**WHAT IS EXPECTED**
Carry none of the pictures over; write out the complete data exactly.

= = =

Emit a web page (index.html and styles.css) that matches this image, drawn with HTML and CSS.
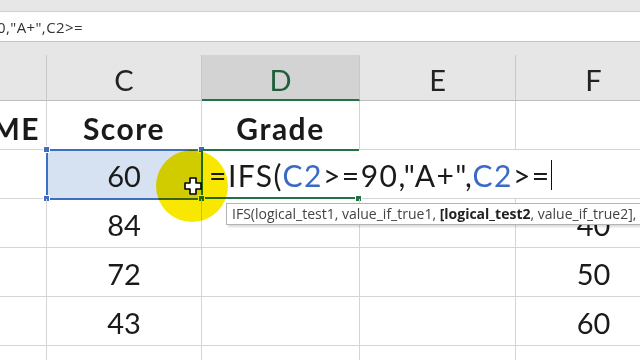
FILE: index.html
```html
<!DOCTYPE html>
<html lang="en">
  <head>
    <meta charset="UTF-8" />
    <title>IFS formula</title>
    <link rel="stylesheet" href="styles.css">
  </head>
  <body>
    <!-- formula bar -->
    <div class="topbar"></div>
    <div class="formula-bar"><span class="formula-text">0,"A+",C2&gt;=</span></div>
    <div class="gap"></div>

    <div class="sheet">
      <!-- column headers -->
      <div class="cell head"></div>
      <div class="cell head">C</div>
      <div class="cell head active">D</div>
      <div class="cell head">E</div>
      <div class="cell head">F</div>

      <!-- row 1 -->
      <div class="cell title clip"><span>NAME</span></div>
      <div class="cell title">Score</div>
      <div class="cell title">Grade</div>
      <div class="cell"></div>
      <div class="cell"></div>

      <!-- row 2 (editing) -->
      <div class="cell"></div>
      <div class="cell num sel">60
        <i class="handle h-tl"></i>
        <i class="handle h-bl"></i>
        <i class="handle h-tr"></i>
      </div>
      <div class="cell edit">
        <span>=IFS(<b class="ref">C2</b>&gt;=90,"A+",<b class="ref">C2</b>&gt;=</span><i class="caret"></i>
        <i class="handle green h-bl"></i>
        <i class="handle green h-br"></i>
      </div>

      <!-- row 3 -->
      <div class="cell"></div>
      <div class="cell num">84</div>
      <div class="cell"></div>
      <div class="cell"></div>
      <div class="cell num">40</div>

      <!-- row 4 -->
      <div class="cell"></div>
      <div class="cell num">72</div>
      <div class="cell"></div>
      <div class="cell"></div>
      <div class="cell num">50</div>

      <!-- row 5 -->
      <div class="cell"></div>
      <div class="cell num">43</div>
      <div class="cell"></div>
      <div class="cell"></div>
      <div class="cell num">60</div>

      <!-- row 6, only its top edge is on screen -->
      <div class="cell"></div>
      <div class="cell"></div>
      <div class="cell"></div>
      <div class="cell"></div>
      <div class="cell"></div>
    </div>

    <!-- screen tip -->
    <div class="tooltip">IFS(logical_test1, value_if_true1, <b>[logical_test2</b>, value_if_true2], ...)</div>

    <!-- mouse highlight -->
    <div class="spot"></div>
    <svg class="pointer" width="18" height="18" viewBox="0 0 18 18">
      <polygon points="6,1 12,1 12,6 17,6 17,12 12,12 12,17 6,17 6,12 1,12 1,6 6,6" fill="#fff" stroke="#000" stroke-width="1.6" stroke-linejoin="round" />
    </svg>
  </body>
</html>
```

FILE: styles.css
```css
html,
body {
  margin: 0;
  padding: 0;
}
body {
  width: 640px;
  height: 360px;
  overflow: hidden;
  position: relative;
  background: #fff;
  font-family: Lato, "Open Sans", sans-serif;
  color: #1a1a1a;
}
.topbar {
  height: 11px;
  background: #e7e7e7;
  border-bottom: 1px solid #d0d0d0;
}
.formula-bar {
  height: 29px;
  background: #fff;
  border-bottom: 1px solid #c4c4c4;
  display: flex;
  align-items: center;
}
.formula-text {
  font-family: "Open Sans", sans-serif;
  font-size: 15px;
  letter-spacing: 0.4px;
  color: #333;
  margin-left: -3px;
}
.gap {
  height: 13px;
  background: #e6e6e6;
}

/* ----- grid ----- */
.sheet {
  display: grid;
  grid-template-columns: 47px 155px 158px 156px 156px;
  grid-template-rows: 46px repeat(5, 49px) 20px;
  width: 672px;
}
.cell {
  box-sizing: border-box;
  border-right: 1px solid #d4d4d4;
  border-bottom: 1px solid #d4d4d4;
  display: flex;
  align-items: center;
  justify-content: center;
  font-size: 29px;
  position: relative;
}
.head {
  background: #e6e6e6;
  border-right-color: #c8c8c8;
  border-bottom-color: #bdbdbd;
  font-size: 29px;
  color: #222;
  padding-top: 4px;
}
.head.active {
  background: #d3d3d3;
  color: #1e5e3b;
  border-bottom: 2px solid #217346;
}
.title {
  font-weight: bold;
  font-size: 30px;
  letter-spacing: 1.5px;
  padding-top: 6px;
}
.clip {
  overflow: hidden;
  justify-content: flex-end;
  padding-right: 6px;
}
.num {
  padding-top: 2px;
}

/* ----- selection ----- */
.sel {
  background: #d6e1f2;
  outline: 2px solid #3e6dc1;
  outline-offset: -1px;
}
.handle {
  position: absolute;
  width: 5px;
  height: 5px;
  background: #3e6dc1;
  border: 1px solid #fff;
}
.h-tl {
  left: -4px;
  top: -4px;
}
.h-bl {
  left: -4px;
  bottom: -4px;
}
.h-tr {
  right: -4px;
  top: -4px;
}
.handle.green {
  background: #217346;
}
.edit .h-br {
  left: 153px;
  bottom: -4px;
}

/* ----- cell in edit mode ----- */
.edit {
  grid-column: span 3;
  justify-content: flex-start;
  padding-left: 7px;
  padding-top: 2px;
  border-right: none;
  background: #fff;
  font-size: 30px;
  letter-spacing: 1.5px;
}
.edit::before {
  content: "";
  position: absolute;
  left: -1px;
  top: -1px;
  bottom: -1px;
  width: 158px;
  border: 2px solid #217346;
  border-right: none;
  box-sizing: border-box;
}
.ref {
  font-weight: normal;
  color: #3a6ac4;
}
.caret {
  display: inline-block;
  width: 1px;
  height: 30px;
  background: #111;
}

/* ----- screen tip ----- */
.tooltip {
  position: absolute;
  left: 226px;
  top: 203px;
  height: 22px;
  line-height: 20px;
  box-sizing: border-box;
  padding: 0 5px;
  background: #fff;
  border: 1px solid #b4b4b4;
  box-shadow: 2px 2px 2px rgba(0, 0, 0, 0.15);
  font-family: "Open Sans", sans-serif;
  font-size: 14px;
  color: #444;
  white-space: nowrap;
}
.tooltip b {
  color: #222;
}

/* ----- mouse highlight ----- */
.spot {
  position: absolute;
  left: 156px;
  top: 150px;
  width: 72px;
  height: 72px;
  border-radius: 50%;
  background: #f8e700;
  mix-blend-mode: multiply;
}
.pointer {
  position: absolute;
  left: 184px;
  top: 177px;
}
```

= = =

**OUTPUT OF THE EXERCISE**
Emit a web page (index.html and styles.css) that matches this image, drawn with HTML and CSS.
FILE: index.html
```html
<!DOCTYPE html>
<html lang="en">
  <head>
    <meta charset="UTF-8" />
    <title>IFS formula</title>
    <link rel="stylesheet" href="styles.css">
  </head>
  <body>
    <!-- formula bar -->
    <div class="topbar"></div>
    <div class="formula-bar"><span class="formula-text">0,"A+",C2&gt;=</span></div>
    <div class="gap"></div>

    <div class="sheet">
      <!-- column headers -->
      <div class="cell head"></div>
      <div class="cell head">C</div>
      <div class="cell head active">D</div>
      <div class="cell head">E</div>
      <div class="cell head">F</div>

      <!-- row 1 -->
      <div class="cell title clip"><span>NAME</span></div>
      <div class="cell title">Score</div>
      <div class="cell title">Grade</div>
      <div class="cell"></div>
      <div class="cell"></div>

      <!-- row 2 (editing) -->
      <div class="cell"></div>
      <div class="cell num sel">60
        <i class="handle h-tl"></i>
        <i class="handle h-bl"></i>
        <i class="handle h-tr"></i>
      </div>
      <div class="cell edit">
        <span>=IFS(<b class="ref">C2</b>&gt;=90,"A+",<b class="ref">C2</b>&gt;=</span><i class="caret"></i>
        <i class="handle green h-bl"></i>
        <i class="handle green h-br"></i>
      </div>

      <!-- row 3 -->
      <div class="cell"></div>
      <div class="cell num">84</div>
      <div class="cell"></div>
      <div class="cell"></div>
      <div class="cell num">40</div>

      <!-- row 4 -->
      <div class="cell"></div>
      <div class="cell num">72</div>
      <div class="cell"></div>
      <div class="cell"></div>
      <div class="cell num">50</div>

      <!-- row 5 -->
      <div class="cell"></div>
      <div class="cell num">43</div>
      <div class="cell"></div>
      <div class="cell"></div>
      <div class="cell num">60</div>

      <!-- row 6, only its top edge is on screen -->
      <div class="cell"></div>
      <div class="cell"></div>
      <div class="cell"></div>
      <div class="cell"></div>
      <div class="cell"></div>
    </div>

    <!-- screen tip -->
    <div class="tooltip">IFS(logical_test1, value_if_true1, <b>[logical_test2</b>, value_if_true2], ...)</div>

    <!-- mouse highlight -->
    <div class="spot"></div>
    <svg class="pointer" width="18" height="18" viewBox="0 0 18 18">
      <polygon points="6,1 12,1 12,6 17,6 17,12 12,12 12,17 6,17 6,12 1,12 1,6 6,6" fill="#fff" stroke="#000" stroke-width="1.6" stroke-linejoin="round" />
    </svg>
  </body>
</html>
```

FILE: styles.css
```css
html,
body {
  margin: 0;
  padding: 0;
}
body {
  width: 640px;
  height: 360px;
  overflow: hidden;
  position: relative;
  background: #fff;
  font-family: Lato, "Open Sans", sans-serif;
  color: #1a1a1a;
}
.topbar {
  height: 11px;
  background: #e7e7e7;
  border-bottom: 1px solid #d0d0d0;
}
.formula-bar {
  height: 29px;
  background: #fff;
  border-bottom: 1px solid #c4c4c4;
  display: flex;
  align-items: center;
}
.formula-text {
  font-family: "Open Sans", sans-serif;
  font-size: 15px;
  letter-spacing: 0.4px;
  color: #333;
  margin-left: -3px;
}
.gap {
  height: 13px;
  background: #e6e6e6;
}

/* ----- grid ----- */
.sheet {
  display: grid;
  grid-template-columns: 47px 155px 158px 156px 156px;
  grid-template-rows: 46px repeat(5, 49px) 20px;
  width: 672px;
}
.cell {
  box-sizing: border-box;
  border-right: 1px solid #d4d4d4;
  border-bottom: 1px solid #d4d4d4;
  display: flex;
  align-items: center;
  justify-content: center;
  font-size: 29px;
  position: relative;
}
.head {
  background: #e6e6e6;
  border-right-color: #c8c8c8;
  border-bottom-color: #bdbdbd;
  font-size: 29px;
  color: #222;
  padding-top: 4px;
}
.head.active {
  background: #d3d3d3;
  color: #1e5e3b;
  border-bottom: 2px solid #217346;
}
.title {
  font-weight: bold;
  font-size: 30px;
  letter-spacing: 1.5px;
  padding-top: 6px;
}
.clip {
  overflow: hidden;
  justify-content: flex-end;
  padding-right: 6px;
}
.num {
  padding-top: 2px;
}

/* ----- selection ----- */
.sel {
  background: #d6e1f2;
  outline: 2px solid #3e6dc1;
  outline-offset: -1px;
}
.handle {
  position: absolute;
  width: 5px;
  height: 5px;
  background: #3e6dc1;
  border: 1px solid #fff;
}
.h-tl {
  left: -4px;
  top: -4px;
}
.h-bl {
  left: -4px;
  bottom: -4px;
}
.h-tr {
  right: -4px;
  top: -4px;
}
.handle.green {
  background: #217346;
}
.edit .h-br {
  left: 153px;
  bottom: -4px;
}

/* ----- cell in edit mode ----- */
.edit {
  grid-column: span 3;
  justify-content: flex-start;
  padding-left: 7px;
  padding-top: 2px;
  border-right: none;
  background: #fff;
  font-size: 30px;
  letter-spacing: 1.5px;
}
.edit::before {
  content: "";
  position: absolute;
  left: -1px;
  top: -1px;
  bottom: -1px;
  width: 158px;
  border: 2px solid #217346;
  border-right: none;
  box-sizing: border-box;
}
.ref {
  font-weight: normal;
  color: #3a6ac4;
}
.caret {
  display: inline-block;
  width: 1px;
  height: 30px;
  background: #111;
}

/* ----- screen tip ----- */
.tooltip {
  position: absolute;
  left: 226px;
  top: 203px;
  height: 22px;
  line-height: 20px;
  box-sizing: border-box;
  padding: 0 5px;
  background: #fff;
  border: 1px solid #b4b4b4;
  box-shadow: 2px 2px 2px rgba(0, 0, 0, 0.15);
  font-family: "Open Sans", sans-serif;
  font-size: 14px;
  color: #444;
  white-space: nowrap;
}
.tooltip b {
  color: #222;
}

/* ----- mouse highlight ----- */
.spot {
  position: absolute;
  left: 156px;
  top: 150px;
  width: 72px;
  height: 72px;
  border-radius: 50%;
  background: #f8e700;
  mix-blend-mode: multiply;
}
.pointer {
  position: absolute;
  left: 184px;
  top: 177px;
}
```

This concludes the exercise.